Faded crime scene tape and a “private property” sign in front of a barn on the land where members of the Rhoden family lived on Union Hill Road in Pike County, Ohio.  

Old vehicles surrounded by weeds can be seen through barbed wire on the land where some of the Rhoden family members lived on Union Hill Road.  

A faded flier with photos of eight members of the Rhoden family is tacked to a barn on the family’s property on Union Hill Road near Piketon, Ohio. It asks: “Do you know who murdered us on April 22, 2016?”  

A headstone marks the site where five members of the Rhoden family are interred on a hillside in the Scioto Burial Park in McDermott, Ohio.  

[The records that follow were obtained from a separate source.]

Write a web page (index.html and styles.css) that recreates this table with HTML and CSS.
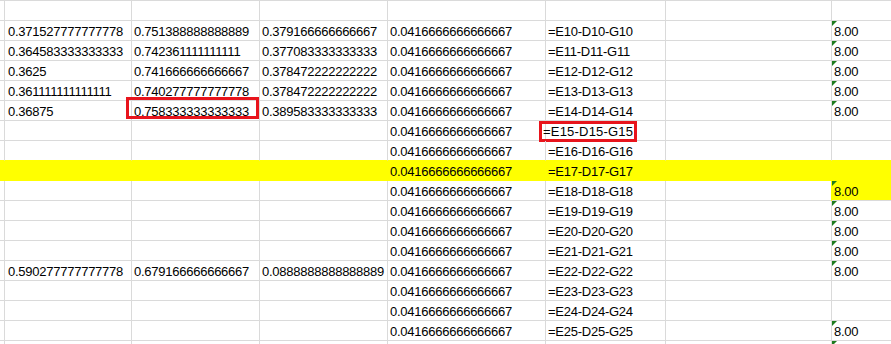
FILE: index.html
```html
<!DOCTYPE html>
<html>
<head>
<meta charset="utf-8">
<link rel="stylesheet" href="styles.css">
</head>
<body>
<div class="sheet">
  <div class="row"><div class="c"></div><div class="c"></div><div class="c"></div><div class="c"></div><div class="c"></div><div class="c"></div><div class="c"></div><div class="c"></div></div>
  <div class="row"><div class="c"></div><div class="c">0.371527777777778</div><div class="c">0.751388888888889</div><div class="c">0.379166666666667</div><div class="c">0.0416666666666667</div><div class="c">=E10-D10-G10</div><div class="c"></div><div class="c flag">8.00</div></div>
  <div class="row"><div class="c"></div><div class="c">0.364583333333333</div><div class="c">0.742361111111111</div><div class="c">0.377083333333333</div><div class="c">0.0416666666666667</div><div class="c">=E11-D11-G11</div><div class="c"></div><div class="c flag">8.00</div></div>
  <div class="row"><div class="c"></div><div class="c">0.3625</div><div class="c">0.741666666666667</div><div class="c">0.378472222222222</div><div class="c">0.0416666666666667</div><div class="c">=E12-D12-G12</div><div class="c"></div><div class="c flag">8.00</div></div>
  <div class="row"><div class="c"></div><div class="c">0.361111111111111</div><div class="c">0.740277777777778</div><div class="c">0.378472222222222</div><div class="c">0.0416666666666667</div><div class="c">=E13-D13-G13</div><div class="c"></div><div class="c flag">8.00</div></div>
  <div class="row"><div class="c"></div><div class="c">0.36875</div><div class="c mark-a">0.758333333333333</div><div class="c">0.389583333333333</div><div class="c">0.0416666666666667</div><div class="c">=E14-D14-G14</div><div class="c"></div><div class="c flag">8.00</div></div>
  <div class="row"><div class="c"></div><div class="c"></div><div class="c"></div><div class="c"></div><div class="c">0.0416666666666667</div><div class="c mark-b">=E15-D15-G15</div><div class="c"></div><div class="c"></div></div>
  <div class="row pre-fill"><div class="c"></div><div class="c"></div><div class="c"></div><div class="c"></div><div class="c">0.0416666666666667</div><div class="c">=E16-D16-G16</div><div class="c"></div><div class="c"></div></div>
  <div class="row fill"><div class="c"></div><div class="c"></div><div class="c"></div><div class="c"></div><div class="c">0.0416666666666667</div><div class="c">=E17-D17-G17</div><div class="c"></div><div class="c"></div></div>
  <div class="row"><div class="c"></div><div class="c"></div><div class="c"></div><div class="c"></div><div class="c">0.0416666666666667</div><div class="c">=E18-D18-G18</div><div class="c"></div><div class="c flag hl">8.00</div></div>
  <div class="row"><div class="c"></div><div class="c"></div><div class="c"></div><div class="c"></div><div class="c">0.0416666666666667</div><div class="c">=E19-D19-G19</div><div class="c"></div><div class="c flag">8.00</div></div>
  <div class="row"><div class="c"></div><div class="c"></div><div class="c"></div><div class="c"></div><div class="c">0.0416666666666667</div><div class="c">=E20-D20-G20</div><div class="c"></div><div class="c flag">8.00</div></div>
  <div class="row"><div class="c"></div><div class="c"></div><div class="c"></div><div class="c"></div><div class="c">0.0416666666666667</div><div class="c">=E21-D21-G21</div><div class="c"></div><div class="c flag">8.00</div></div>
  <div class="row"><div class="c"></div><div class="c">0.590277777777778</div><div class="c">0.679166666666667</div><div class="c">0.0888888888888889</div><div class="c">0.0416666666666667</div><div class="c">=E22-D22-G22</div><div class="c"></div><div class="c flag">8.00</div></div>
  <div class="row"><div class="c"></div><div class="c"></div><div class="c"></div><div class="c"></div><div class="c">0.0416666666666667</div><div class="c">=E23-D23-G23</div><div class="c"></div><div class="c"></div></div>
  <div class="row"><div class="c"></div><div class="c"></div><div class="c"></div><div class="c"></div><div class="c">0.0416666666666667</div><div class="c">=E24-D24-G24</div><div class="c"></div><div class="c"></div></div>
  <div class="row"><div class="c"></div><div class="c"></div><div class="c"></div><div class="c"></div><div class="c">0.0416666666666667</div><div class="c">=E25-D25-G25</div><div class="c"></div><div class="c flag">8.00</div></div>
  <div class="row"><div class="c"></div><div class="c"></div><div class="c"></div><div class="c"></div><div class="c"></div><div class="c"></div><div class="c"></div><div class="c flag"></div></div>
</div>
</body>
</html>
```

FILE: styles.css
```css
html, body {
  margin: 0;
  padding: 0;
  background: #ffffff;
  overflow: hidden;
}

.sheet {
  width: 891px;
  border-top: 1px solid #dadada;
  font-family: "Liberation Sans", Arial, sans-serif;
  font-size: 13px;
  letter-spacing: -0.25px;
  color: #000000;
}

.row {
  display: grid;
  grid-template-columns: 5px 127px 128px 128px 158px 120px 166px 1fr;
  height: 20px;
}

.c {
  position: relative;
  box-sizing: border-box;
  height: 20px;
  padding: 2px 0 0 2px;
  line-height: 17px;
  white-space: nowrap;
  border-right: 1px solid #dadada;
  border-bottom: 1px solid #dadada;
}

.row .c:nth-child(1) {
  padding: 0;
}

.row .c:nth-child(2) {
  padding-left: 3px;
}

.row .c:last-child {
  border-right: none;
}

.pre-fill .c {
  border-bottom-color: #ffff00;
}

.fill .c {
  background: #ffff00;
  border-color: #ffff00;
}

.hl {
  background: #ffff00;
  box-shadow: -1px 0 0 #ffff00;
}

.flag::before {
  content: "";
  position: absolute;
  top: 0;
  left: 0;
  width: 0;
  height: 0;
  border-top: 5px solid #1e7b1e;
  border-right: 5px solid transparent;
}

.mark-a::after {
  content: "";
  position: absolute;
  left: -6px;
  top: -4px;
  width: 133px;
  height: 22px;
  box-sizing: border-box;
  border: 3px solid #e8141c;
}

.mark-b {
  text-indent: -5px;
  letter-spacing: 0.2px;
}

.mark-b::after {
  content: "";
  position: absolute;
  left: -7px;
  top: 0;
  width: 98px;
  height: 21px;
  box-sizing: border-box;
  border: 3px solid #e8141c;
}
```
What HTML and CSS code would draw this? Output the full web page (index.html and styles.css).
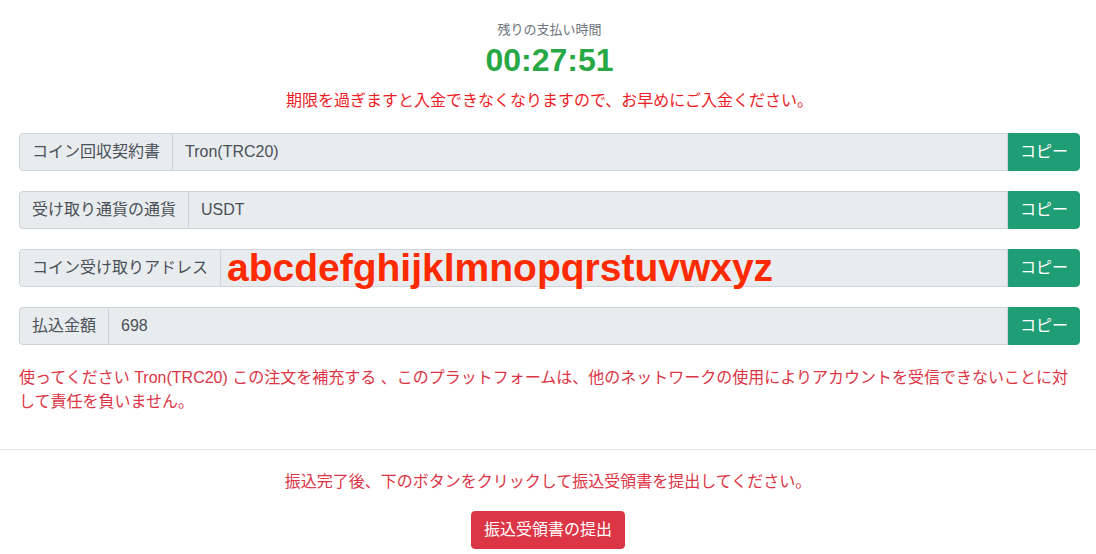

PIKE COUNTY, Ohio - Weather has worn the name "Rhoden" from the mailbox on Union Hill Road here in the rural, rolling hills of southwest Ohio.

Six seasons of snow and rain and sun have grayed the outbuildings; faded the "no trespassing" and "private property" signs meant to keep out the curious and the true-crime gawkers. A sole ribbon of once-yellow tape is illegible.

All that remains of evidence that a family once lived - and died - here is a faded poster tacked to a barn and showing photos of smiling faces and a question:

"Do you know who murdered us on April 22, 2016?"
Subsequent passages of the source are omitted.